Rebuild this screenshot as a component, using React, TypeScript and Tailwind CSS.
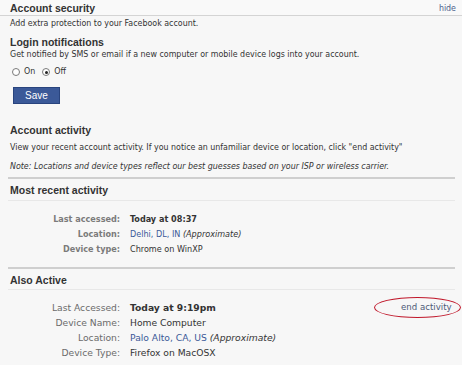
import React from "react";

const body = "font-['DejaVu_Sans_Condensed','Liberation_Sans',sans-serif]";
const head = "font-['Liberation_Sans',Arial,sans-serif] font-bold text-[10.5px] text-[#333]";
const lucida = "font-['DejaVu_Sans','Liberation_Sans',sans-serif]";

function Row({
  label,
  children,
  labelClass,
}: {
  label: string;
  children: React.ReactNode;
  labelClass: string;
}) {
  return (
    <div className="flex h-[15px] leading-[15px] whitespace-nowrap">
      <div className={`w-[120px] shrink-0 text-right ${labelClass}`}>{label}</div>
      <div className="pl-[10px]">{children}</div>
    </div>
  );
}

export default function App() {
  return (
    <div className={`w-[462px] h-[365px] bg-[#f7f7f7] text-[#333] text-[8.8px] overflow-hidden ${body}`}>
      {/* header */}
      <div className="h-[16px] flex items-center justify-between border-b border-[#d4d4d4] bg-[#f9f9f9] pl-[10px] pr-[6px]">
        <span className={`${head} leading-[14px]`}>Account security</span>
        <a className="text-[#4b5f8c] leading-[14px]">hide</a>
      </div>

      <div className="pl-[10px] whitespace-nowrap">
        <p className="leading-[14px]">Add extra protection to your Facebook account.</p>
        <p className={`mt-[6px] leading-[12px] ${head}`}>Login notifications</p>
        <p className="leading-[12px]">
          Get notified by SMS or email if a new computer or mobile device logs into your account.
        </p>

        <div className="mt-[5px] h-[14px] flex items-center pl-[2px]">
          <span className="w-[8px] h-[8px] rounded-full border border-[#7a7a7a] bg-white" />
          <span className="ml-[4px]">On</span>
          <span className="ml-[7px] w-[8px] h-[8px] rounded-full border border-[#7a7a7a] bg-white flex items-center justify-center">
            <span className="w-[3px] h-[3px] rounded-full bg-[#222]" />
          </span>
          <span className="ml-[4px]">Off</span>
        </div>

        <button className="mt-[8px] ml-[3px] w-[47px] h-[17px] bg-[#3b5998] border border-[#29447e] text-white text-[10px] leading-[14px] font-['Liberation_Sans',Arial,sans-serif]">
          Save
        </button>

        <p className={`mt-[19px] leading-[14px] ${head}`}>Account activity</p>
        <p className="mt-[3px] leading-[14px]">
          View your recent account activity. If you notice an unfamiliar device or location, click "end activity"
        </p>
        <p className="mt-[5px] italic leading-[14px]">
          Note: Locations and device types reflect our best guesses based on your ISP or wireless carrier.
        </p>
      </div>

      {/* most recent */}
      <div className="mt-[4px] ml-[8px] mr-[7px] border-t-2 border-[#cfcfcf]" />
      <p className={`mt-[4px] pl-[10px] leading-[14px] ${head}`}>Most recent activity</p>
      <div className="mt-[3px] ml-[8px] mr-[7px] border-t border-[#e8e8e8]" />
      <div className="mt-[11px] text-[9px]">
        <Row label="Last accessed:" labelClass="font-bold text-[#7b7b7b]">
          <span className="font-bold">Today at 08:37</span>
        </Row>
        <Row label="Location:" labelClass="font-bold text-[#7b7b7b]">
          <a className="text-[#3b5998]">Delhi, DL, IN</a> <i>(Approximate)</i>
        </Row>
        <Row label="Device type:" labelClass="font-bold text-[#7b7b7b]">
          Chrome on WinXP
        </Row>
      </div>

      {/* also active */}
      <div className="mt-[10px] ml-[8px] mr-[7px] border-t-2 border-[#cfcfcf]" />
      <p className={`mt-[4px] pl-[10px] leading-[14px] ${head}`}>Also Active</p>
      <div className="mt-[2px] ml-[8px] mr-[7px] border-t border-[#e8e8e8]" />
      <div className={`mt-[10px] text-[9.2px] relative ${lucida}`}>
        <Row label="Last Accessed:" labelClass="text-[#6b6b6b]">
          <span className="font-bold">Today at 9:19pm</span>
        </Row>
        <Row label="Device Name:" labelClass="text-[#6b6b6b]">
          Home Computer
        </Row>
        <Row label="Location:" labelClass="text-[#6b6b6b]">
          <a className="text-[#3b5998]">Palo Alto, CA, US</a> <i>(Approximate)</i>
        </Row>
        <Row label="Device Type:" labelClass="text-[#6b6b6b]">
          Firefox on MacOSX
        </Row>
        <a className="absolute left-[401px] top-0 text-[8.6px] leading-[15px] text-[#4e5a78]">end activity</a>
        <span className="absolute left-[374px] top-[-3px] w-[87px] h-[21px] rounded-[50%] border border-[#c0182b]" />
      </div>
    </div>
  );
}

[Given request] Write out every line above exactly as it is, leaving out the pictures.

[Task answer]
Rebuild this screenshot as a component, using React, TypeScript and Tailwind CSS.
import React from "react";

const body = "font-['DejaVu_Sans_Condensed','Liberation_Sans',sans-serif]";
const head = "font-['Liberation_Sans',Arial,sans-serif] font-bold text-[10.5px] text-[#333]";
const lucida = "font-['DejaVu_Sans','Liberation_Sans',sans-serif]";

function Row({
  label,
  children,
  labelClass,
}: {
  label: string;
  children: React.ReactNode;
  labelClass: string;
}) {
  return (
    <div className="flex h-[15px] leading-[15px] whitespace-nowrap">
      <div className={`w-[120px] shrink-0 text-right ${labelClass}`}>{label}</div>
      <div className="pl-[10px]">{children}</div>
    </div>
  );
}

export default function App() {
  return (
    <div className={`w-[462px] h-[365px] bg-[#f7f7f7] text-[#333] text-[8.8px] overflow-hidden ${body}`}>
      {/* header */}
      <div className="h-[16px] flex items-center justify-between border-b border-[#d4d4d4] bg-[#f9f9f9] pl-[10px] pr-[6px]">
        <span className={`${head} leading-[14px]`}>Account security</span>
        <a className="text-[#4b5f8c] leading-[14px]">hide</a>
      </div>

      <div className="pl-[10px] whitespace-nowrap">
        <p className="leading-[14px]">Add extra protection to your Facebook account.</p>
        <p className={`mt-[6px] leading-[12px] ${head}`}>Login notifications</p>
        <p className="leading-[12px]">
          Get notified by SMS or email if a new computer or mobile device logs into your account.
        </p>

        <div className="mt-[5px] h-[14px] flex items-center pl-[2px]">
          <span className="w-[8px] h-[8px] rounded-full border border-[#7a7a7a] bg-white" />
          <span className="ml-[4px]">On</span>
          <span className="ml-[7px] w-[8px] h-[8px] rounded-full border border-[#7a7a7a] bg-white flex items-center justify-center">
            <span className="w-[3px] h-[3px] rounded-full bg-[#222]" />
          </span>
          <span className="ml-[4px]">Off</span>
        </div>

        <button className="mt-[8px] ml-[3px] w-[47px] h-[17px] bg-[#3b5998] border border-[#29447e] text-white text-[10px] leading-[14px] font-['Liberation_Sans',Arial,sans-serif]">
          Save
        </button>

        <p className={`mt-[19px] leading-[14px] ${head}`}>Account activity</p>
        <p className="mt-[3px] leading-[14px]">
          View your recent account activity. If you notice an unfamiliar device or location, click "end activity"
        </p>
        <p className="mt-[5px] italic leading-[14px]">
          Note: Locations and device types reflect our best guesses based on your ISP or wireless carrier.
        </p>
      </div>

      {/* most recent */}
      <div className="mt-[4px] ml-[8px] mr-[7px] border-t-2 border-[#cfcfcf]" />
      <p className={`mt-[4px] pl-[10px] leading-[14px] ${head}`}>Most recent activity</p>
      <div className="mt-[3px] ml-[8px] mr-[7px] border-t border-[#e8e8e8]" />
      <div className="mt-[11px] text-[9px]">
        <Row label="Last accessed:" labelClass="font-bold text-[#7b7b7b]">
          <span className="font-bold">Today at 08:37</span>
        </Row>
        <Row label="Location:" labelClass="font-bold text-[#7b7b7b]">
          <a className="text-[#3b5998]">Delhi, DL, IN</a> <i>(Approximate)</i>
        </Row>
        <Row label="Device type:" labelClass="font-bold text-[#7b7b7b]">
          Chrome on WinXP
        </Row>
      </div>

      {/* also active */}
      <div className="mt-[10px] ml-[8px] mr-[7px] border-t-2 border-[#cfcfcf]" />
      <p className={`mt-[4px] pl-[10px] leading-[14px] ${head}`}>Also Active</p>
      <div className="mt-[2px] ml-[8px] mr-[7px] border-t border-[#e8e8e8]" />
      <div className={`mt-[10px] text-[9.2px] relative ${lucida}`}>
        <Row label="Last Accessed:" labelClass="text-[#6b6b6b]">
          <span className="font-bold">Today at 9:19pm</span>
        </Row>
        <Row label="Device Name:" labelClass="text-[#6b6b6b]">
          Home Computer
        </Row>
        <Row label="Location:" labelClass="text-[#6b6b6b]">
          <a className="text-[#3b5998]">Palo Alto, CA, US</a> <i>(Approximate)</i>
        </Row>
        <Row label="Device Type:" labelClass="text-[#6b6b6b]">
          Firefox on MacOSX
        </Row>
        <a className="absolute left-[401px] top-0 text-[8.6px] leading-[15px] text-[#4e5a78]">end activity</a>
        <span className="absolute left-[374px] top-[-3px] w-[87px] h-[21px] rounded-[50%] border border-[#c0182b]" />
      </div>
    </div>
  );
}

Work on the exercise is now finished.